James Dolliver, ’52, state Supreme Court justice known for shaping equal pay for women and racial integration for labor unions, and as a political guide to Gov. Dan Evans, died Nov. 24. He was 80.

Samuel Felton, ’51, retired senior research associate of the School of Aquatic and Fishery Sciences, died July 31. He was 85. He started in 1952 with the School of Fisheries as a research chemist, and came and left the University over the next 20 years. Finally in 1978 he rejoined the School of Fisheries, where he worked to help establish the water quality control laboratory still in use today and was instrumental in obtaining the National Institute of Environmental Health Sciences’ contract to study the carcinogenic effects of petroleum hydrocarbons on marine organisms. He retired in 1985.

Helen Hope Graves, assistant professor of psycho-social nursing, died on Oct. 7 after having served the University since 1958. She was 90.

Doug MacFarlane, ’52, played football during the Hugh McIlhenny era and won the collegiate 3-cushion billiards championship for the Huskies in 1952. He went on to coach football at Olympic Junior College before becoming head track coach at the Univ. of Idaho where his team won the Big Sky Conference in 1964. He was 75.

Claire Angel Marston, former UW librarian, died in Seattle Dec. 15. She was a librarian at the UW from 1947 until her retirement in 1975. She was 95.

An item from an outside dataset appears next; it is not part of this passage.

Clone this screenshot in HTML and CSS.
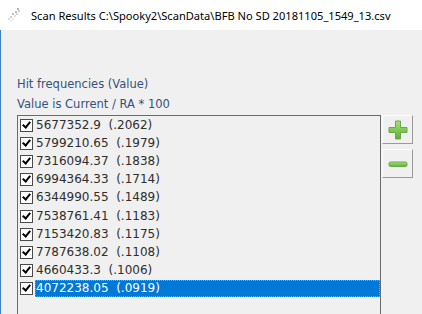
FILE: index.html
```html
<!DOCTYPE html>
<html lang="en">

<head>
    <meta charset="UTF-8">
    <title>Scan Results</title>
    <link rel="stylesheet" href="styles.css">
</head>

<body>
    <div class="titlebar">
        <svg class="app-icon" width="16" height="16" viewBox="0 0 16 16">
            <circle cx="12" cy="2" r="0.8" fill="#555" />
            <circle cx="13" cy="4" r="0.7" fill="#777" />
            <circle cx="10" cy="5" r="0.9" fill="#999" />
            <circle cx="7" cy="7" r="1" fill="#aaa" />
            <circle cx="9" cy="9" r="0.8" fill="#bbb" />
            <circle cx="5" cy="10" r="1" fill="#bbb" />
            <circle cx="3" cy="12" r="0.9" fill="#ccc" />
            <circle cx="7" cy="12" r="0.8" fill="#ccc" />
            <circle cx="11" cy="7" r="0.7" fill="#999" />
            <circle cx="5" cy="14" r="0.8" fill="#ddd" />
        </svg>
        <span class="title">Scan Results C:\Spooky2\ScanData\BFB No SD 20181105_1549_13.csv</span>
    </div>

    <div class="client">
        <div class="caption">Hit frequencies (Value)</div>
        <div class="caption">Value is Current / RA * 100</div>

        <div class="list-area">
            <div class="listbox">
                <div class="item"><span class="check"></span><span class="text">5677352.9  (.2062)</span></div>
                <div class="item"><span class="check"></span><span class="text">5799210.65  (.1979)</span></div>
                <div class="item"><span class="check"></span><span class="text">7316094.37  (.1838)</span></div>
                <div class="item"><span class="check"></span><span class="text">6994364.33  (.1714)</span></div>
                <div class="item"><span class="check"></span><span class="text">6344990.55  (.1489)</span></div>
                <div class="item"><span class="check"></span><span class="text">7538761.41  (.1183)</span></div>
                <div class="item"><span class="check"></span><span class="text">7153420.83  (.1175)</span></div>
                <div class="item"><span class="check"></span><span class="text">7787638.02  (.1108)</span></div>
                <div class="item"><span class="check"></span><span class="text">4660433.3  (.1006)</span></div>
                <div class="item selected"><span class="check"></span><span class="text">4072238.05  (.0919)</span></div>
            </div>

            <div class="buttons">
                <button class="tool-btn">
                    <svg width="22" height="22" viewBox="0 0 22 22">
                        <defs>
                            <linearGradient id="g1" x1="0" y1="0" x2="0" y2="1">
                                <stop offset="0" stop-color="#a8e07a" />
                                <stop offset="1" stop-color="#5fae2e" />
                            </linearGradient>
                        </defs>
                        <path d="M8.5 2h5v6.5H20v5h-6.5V20h-5v-6.5H2v-5h6.5z" fill="url(#g1)" stroke="#6aa84f" stroke-width="1" />
                    </svg>
                </button>
                <button class="tool-btn">
                    <svg width="22" height="22" viewBox="0 0 22 22">
                        <defs>
                            <linearGradient id="g2" x1="0" y1="0" x2="0" y2="1">
                                <stop offset="0" stop-color="#a8e07a" />
                                <stop offset="1" stop-color="#5fae2e" />
                            </linearGradient>
                        </defs>
                        <rect x="2" y="9" width="18" height="4.5" rx="1.5" fill="url(#g2)" stroke="#6aa84f" stroke-width="1" />
                    </svg>
                </button>
            </div>
        </div>
    </div>
</body>

</html>
```

FILE: styles.css
```css
html, body {
    margin: 0;
    padding: 0;
    height: 100%;
    overflow: hidden;
}

body {
    background-color: #f0f0f0;
    font-family: "DejaVu Sans", sans-serif;
}

.titlebar {
    height: 30px;
    background: white;
    display: flex;
    align-items: center;
    padding-left: 6px;
    gap: 9px;
}

.title {
    font-family: "Noto Sans", sans-serif;
    font-size: 11.1px;
    color: #000;
}

.client {
    height: 284px;
    overflow: hidden;
    border-left: 1px solid #3d7fc1;
    padding: 44px 0 0 16px;
    box-sizing: border-box;
}

.caption {
    font-size: 11.5px;
    line-height: 20px;
    color: #34507f;
}

.list-area {
    display: flex;
    align-items: flex-start;
    margin-top: 1px;
}

.listbox {
    width: 362px;
    height: 220px;
    border: 1px solid #6b6b6b;
    background: #f0f0f0;
}

.item {
    display: flex;
    align-items: center;
    height: 18.2px;
    padding-left: 2px;
    font-size: 12px;
    color: #2e2e2e;
}

.check {
    width: 11px;
    height: 11px;
    border: 1px solid #4a4a4a;
    background: white;
    margin-right: 2px;
    position: relative;
    flex: none;
}

.check::after {
    content: "";
    position: absolute;
    left: 3px;
    top: 0px;
    width: 3px;
    height: 6px;
    border-right: 2px solid #000;
    border-bottom: 2px solid #000;
    transform: rotate(40deg);
}

.text {
    flex: 1;
    height: 17px;
    line-height: 17px;
    padding-left: 1px;
    white-space: pre;
}

.selected .text {
    background: #0078d7;
    color: white;
    outline: 1px dotted #8aa;
    outline-offset: -1px;
}

.buttons {
    display: flex;
    flex-direction: column;
    gap: 5px;
    margin-left: 1px;
}

.tool-btn {
    width: 31px;
    height: 29px;
    padding: 0;
    background: #f0f0f0;
    border: 1px solid;
    border-color: #fdfdfd #9a9a9a #9a9a9a #fdfdfd;
    display: flex;
    align-items: center;
    justify-content: center;
}
```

John McNamara, dean of development at the UW School of Law, died Dec. 28. He had been with the UW since May of 2004. Dean W.H. Knight wrote in that McNamara epitomized the ideal of being a professional “by acting with confidence on what he did know, showing humility about those things he was less sure of; by treating people with dignity and respect … and by working hard and long to ensure jobs were done, even if they weren’t his own to do.”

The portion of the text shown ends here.